While a growing number of sociologists and social critics (i.e., Robert D. Putnam) complain of less community involvement, their detractors point directly to the Middletown study. The argument is this: in 1925, observers were worried that new inventions such as the radio were destroying community ties, that morality was on the decline, and that the very fabric of American democracy was in danger. Supporters of the studies thus argue that every generation simply "reinvents" new problems without realizing that their ancestors had the same unfounded worries.

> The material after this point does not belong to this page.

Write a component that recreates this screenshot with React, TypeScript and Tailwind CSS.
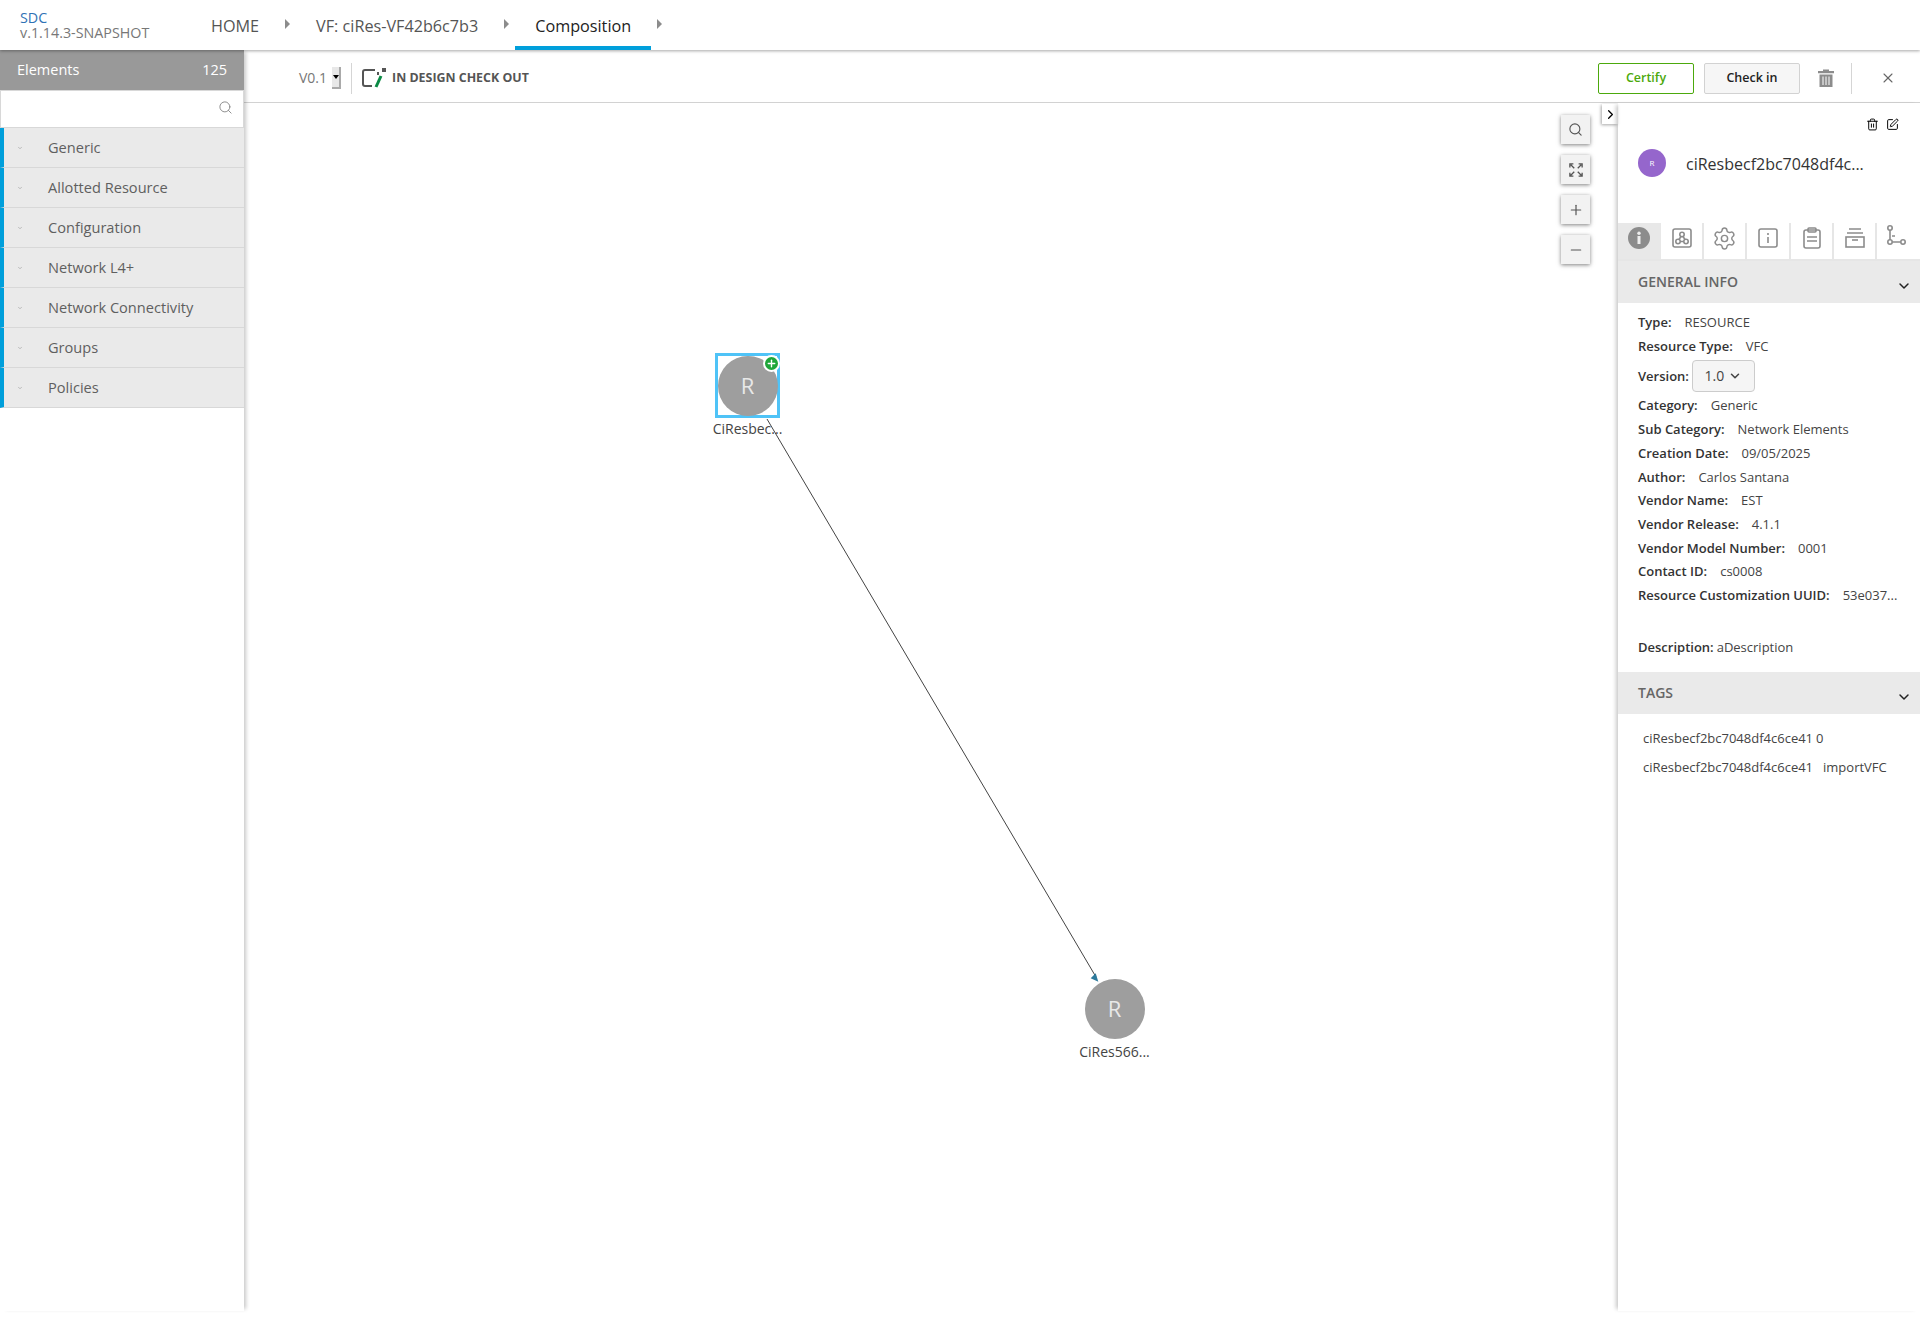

The Lynds tried carefully to avoid any ideological biases in the first study, offering it as a neutral set of observations. However, others have drawn different conclusions from the study. To name just a few examples:

- Marxists point to the "business class" and its ideology as the reason why workers and labor unions have never gained power.
- Conservatives (including sociologists who followed the structural functionalism school) saw the study as a confirmation that a lack of change is good for society.
- Critics of American culture, such as H. L. Mencken and Sinclair Lewis, author of Babbitt, cited the Middletown studies as examples of the banality and shallowness of American life.

==Criticism==
The Lynds did not study the African-American population of Middletown. They justified this because this group comprised only five percent of the total population, and they were interested only in the norms of the majority culture.

==Replications==
The National Science Foundation funded a replication of the Lynds' original study in the late 1970s (known as Middletown III). The University of Minnesota Press published some of the results in two books: Middletown Families: Fifty Years of Change and Continuity (1982) and All Faithful People: Change and Continuity in Middletown's Religion (1983). A limited replication (known as Middletown IV) was done in 1999 for the PBS documentary The First Measured Century. Data from the Middletown III and IV replications is available from the Inter-university Consortium for Political and Social Research under study number 4604.